More excruciating than, say, scraping fingernails down a blackboard?
Vastly.
Wow.
I'm here to tell you.
All that aside, their Ain't Me Babe version was actually really rocking.

An a related note, it is worth considering that no sooner did I mention Esperanza Spalding (ten or twenty posts back) than she ends up on the cover of the Sunday Times' "T" Magazine. Which proves that I'm cooler than The Times (how hard is that?), and likely cooler than you, dear reader.
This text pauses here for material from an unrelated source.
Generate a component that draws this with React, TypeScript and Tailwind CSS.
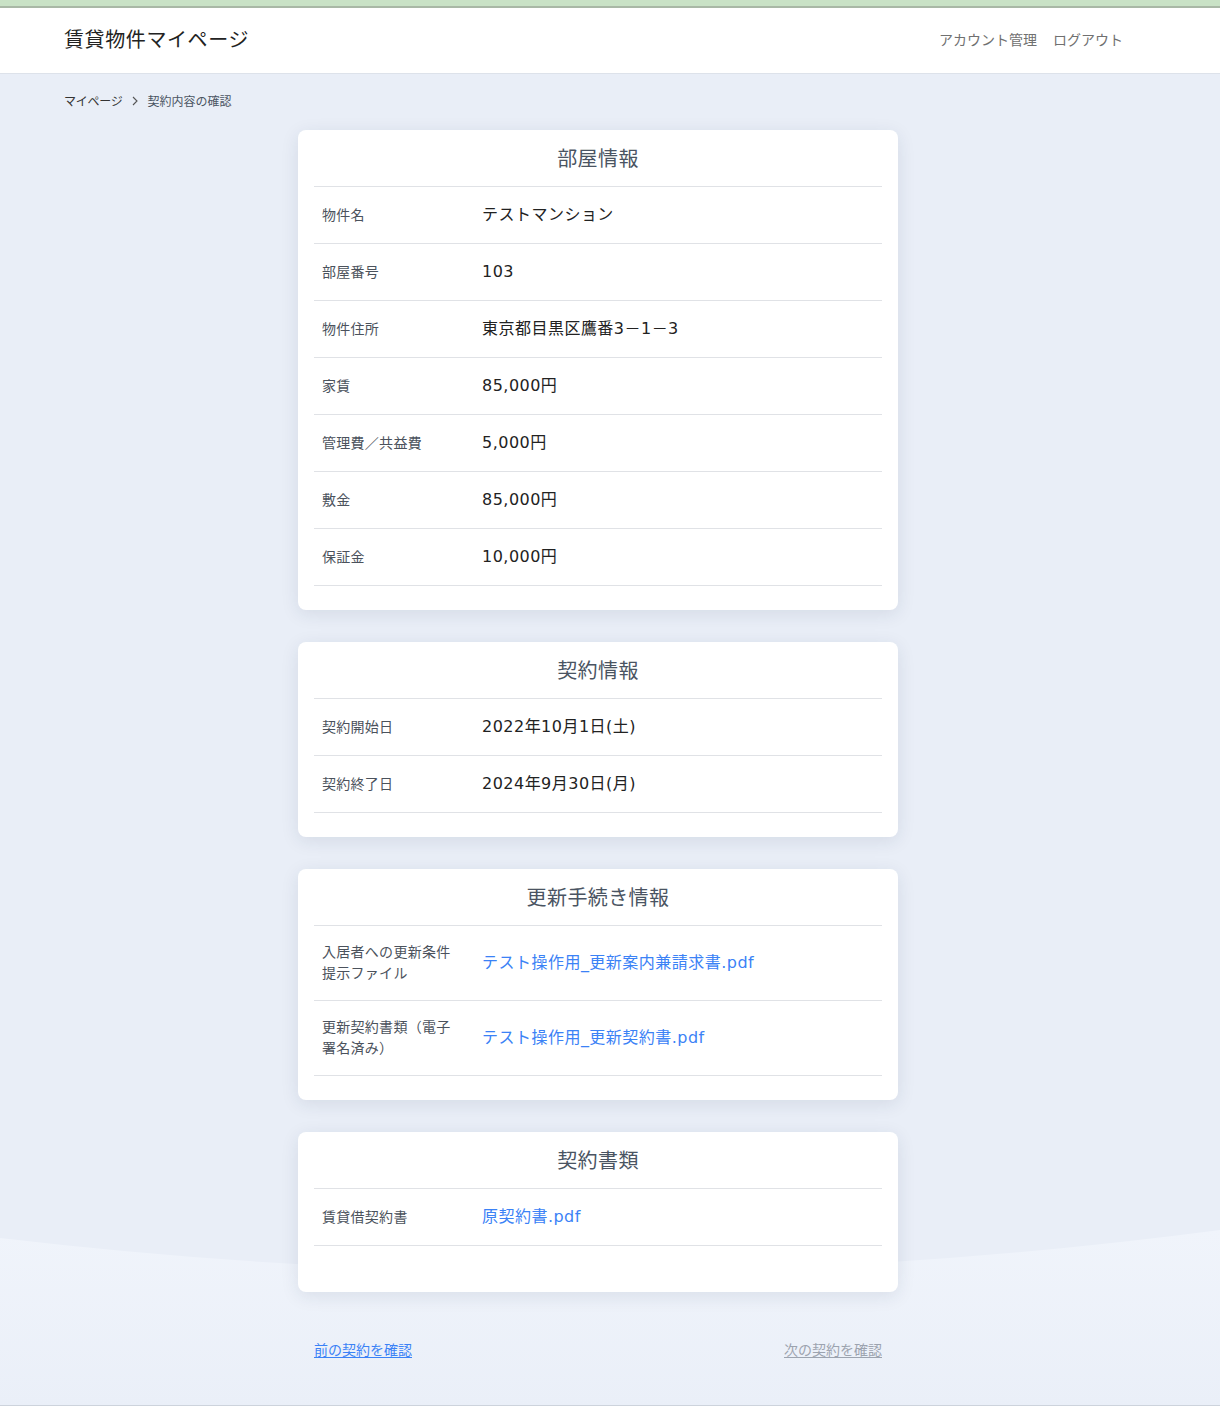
import React from "react";

type Row = { label: React.ReactNode; value: React.ReactNode; link?: boolean };

const font = { fontFamily: '"Noto Sans CJK JP", "Noto Sans", sans-serif' };
const valueFont = { fontFamily: '"DejaVu Sans", "Noto Sans CJK JP", sans-serif' };

function Card({ title, rows, extraBottom }: { title: string; rows: Row[]; extraBottom?: boolean }) {
  return (
    <section
      className={`w-[600px] rounded-[8px] bg-white px-4 shadow-[0_4px_18px_rgba(30,45,80,0.10)] ${extraBottom ? "pb-[46px]" : "pb-6"}`}
    >
      <h2 className="flex h-[57px] items-center justify-center border-b border-[#e0e2e6] text-[20px] font-normal text-[#4a5462] tracking-[0.02em]">
        {title}
      </h2>
      {rows.map((r, i) => (
        <div key={i} className="flex items-center border-b border-[#e0e2e6] px-2 py-4">
          <div className="w-[160px] shrink-0 -translate-y-px pr-[14px] text-[14px] leading-[21px] tracking-[0.02em] text-[#4b525c]">
            {r.label}
          </div>
          <div
            className={`text-[16px] leading-[24px] tracking-[0.03em] ${r.link ? "text-[#3b82f6]" : "text-[#222]"}`}
            style={valueFont}
          >
            {r.value}
          </div>
        </div>
      ))}
    </section>
  );
}

export default function App() {
  return (
    <div className="relative min-h-[1406px] w-full overflow-hidden bg-[#e9eef7]" style={font}>
      <svg
        className="pointer-events-none absolute inset-0 h-[1406px] w-full"
        viewBox="0 0 1220 1406"
        preserveAspectRatio="none"
      >
        <defs>
          <linearGradient id="lg" x1="0" y1="0" x2="0" y2="1">
            <stop offset="0" stopColor="#f0f4fb" />
            <stop offset="1" stopColor="#eaeff8" />
          </linearGradient>
        </defs>
        <path d="M0,1238 Q610,1310 1220,1230 L1220,1406 L0,1406 Z" fill="url(#lg)" />
      </svg>

      <div className="relative">
        <div className="h-[6px] bg-[#c9e2c6]" />
        <div className="h-[2px] bg-[#a9b8a6]" />
        <header className="flex h-[66px] items-center justify-between border-b border-[#dde2ea] bg-white pb-[3px] pl-[64px] pr-[97px]">
          <h1 className="text-[20px] font-normal tracking-[0.03em] text-[#222]">賃貸物件マイページ</h1>
          <nav className="flex gap-4 text-[14px] text-[#707070]">
            <span>アカウント管理</span>
            <span>ログアウト</span>
          </nav>
        </header>

        <div className="flex items-center pl-[64px] pt-[18px] text-[12px] leading-[18px]">
          <span className="tracking-[-0.02em] text-[#333]">マイページ</span>
          <svg className="ml-[8px] mr-[9px]" width="8" height="10" viewBox="0 0 8 10">
            <path d="M2 1 L6 5 L2 9" fill="none" stroke="#555" strokeWidth="1.1" />
          </svg>
          <span className="text-[#4b5563]">契約内容の確認</span>
        </div>

        <main className="flex flex-col gap-8 pl-[298px] pt-[20px]">
          <Card
            title="部屋情報"
            rows={[
              { label: "物件名", value: "テストマンション" },
              { label: "部屋番号", value: "103" },
              { label: "物件住所", value: "東京都目黒区鷹番3－1－3" },
              { label: "家賃", value: "85,000円" },
              { label: "管理費／共益費", value: "5,000円" },
              { label: "敷金", value: "85,000円" },
              { label: "保証金", value: "10,000円" },
            ]}
          />
          <Card
            title="契約情報"
            rows={[
              { label: "契約開始日", value: "2022年10月1日(土)" },
              { label: "契約終了日", value: "2024年9月30日(月)" },
            ]}
          />
          <Card
            title="更新手続き情報"
            rows={[
              {
                label: (
                  <>
                    入居者への更新条件
                    <br />
                    提示ファイル
                  </>
                ),
                value: "テスト操作用_更新案内兼請求書.pdf",
                link: true,
              },
              {
                label: (
                  <>
                    更新契約書類（電子
                    <br />
                    署名済み）
                  </>
                ),
                value: "テスト操作用_更新契約書.pdf",
                link: true,
              },
            ]}
          />
          <Card title="契約書類" rows={[{ label: "賃貸借契約書", value: "原契約書.pdf", link: true }]} extraBottom />
        </main>

        <div className="ml-[298px] flex w-[600px] justify-between px-4 pt-[47px] text-[14px] leading-[21px]">
          <span className="text-[#3b82f6] underline underline-offset-2">前の契約を確認</span>
          <span className="text-[#9ca3af] underline underline-offset-2">次の契約を確認</span>
        </div>
      </div>
      <div className="absolute bottom-0 left-0 h-px w-full bg-[#cdd3dc]" />
    </div>
  );
}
Although it isn't a contest.
Quick Moment of Live-Blogging (Really!): Oh Shit! Now it's playing Happy Together! The greatest Turtles hit ever, and a song that, truth be told, always makes me smile.
I may have to switch to my Buffalo Springfield channel. Two Turtles songs about maxes me out.
Quick Moment of Life-Blogging (Really!): Crisis averted. Now they're playing the Kinks. To wit:

'Cause he gets up in the morning,
And he goes to work at nine,
And he comes back home at five-thirty,
Gets the same train every time.
'Cause his world is built 'round punctuality,
It never fails.

And he's oh, so good,
And he's oh, so fine,
And he's oh, so healthy,
In his body and his mind.
He's a well respected man about town,
Doing the best things so conservatively.

And his mother goes to meetings,
While his father pulls the maid,
And she stirs the tea with councilors,
While discussing foreign trade,
And she passes looks, as well as bills
At every suave young man

'Cause he's oh, so good,
And he's oh, so fine,
And he's oh, so healthy,
In his body and his mind.
He's a well respected man about town,
Doing the best things so conservatively.

And he likes his own backyard,
And he likes his fags the best,
'Cause he's better than the rest,
And his own sweat smells the best,
And he hopes to grab his father's loot,
When Pater passes on.

'Cause he's oh, so good,
And he's oh, so fine,
And he's oh, so healthy,
In his body and his mind.
He's a well respected man about town,
Doing the best things so conservatively.

And he plays at stocks and shares,
And he goes to the Regatta,
And he adores the girl next door,
'Cause he's dying to get at her,
But his mother knows the best about
The matrimonial stakes.

'Cause he's oh, so good,
And he's oh, so fine,
And he's oh, so healthy,
In his body and his mind.
He's a well respected man about town,
Doing the best things so conservatively.

Is it "live-blogging" or "life-blogging"?
I don't know. There appears to be a fine line.
That Kinks song is good, though.
Isn't it? A classic--I love the line about the girl next door and how he's "dying to get at her."
We've all got girls like that.
Yes we do. My list currently includes Mila Kunis and the podium girl from the Tour de France who handed the daily stage winner his trophy.
The one on the right?
Exactly.
Dark hair; always wore a black dress and a yellow headband?
She haunts me.
That smile...
It haunts me. What's that line?
What line?
You know. The one about Communism on a pretty day?
"To see her in sunlight was to see Marxism die." That the one?
You know it is.
Hah. You've got a better chance with that Kunis girl.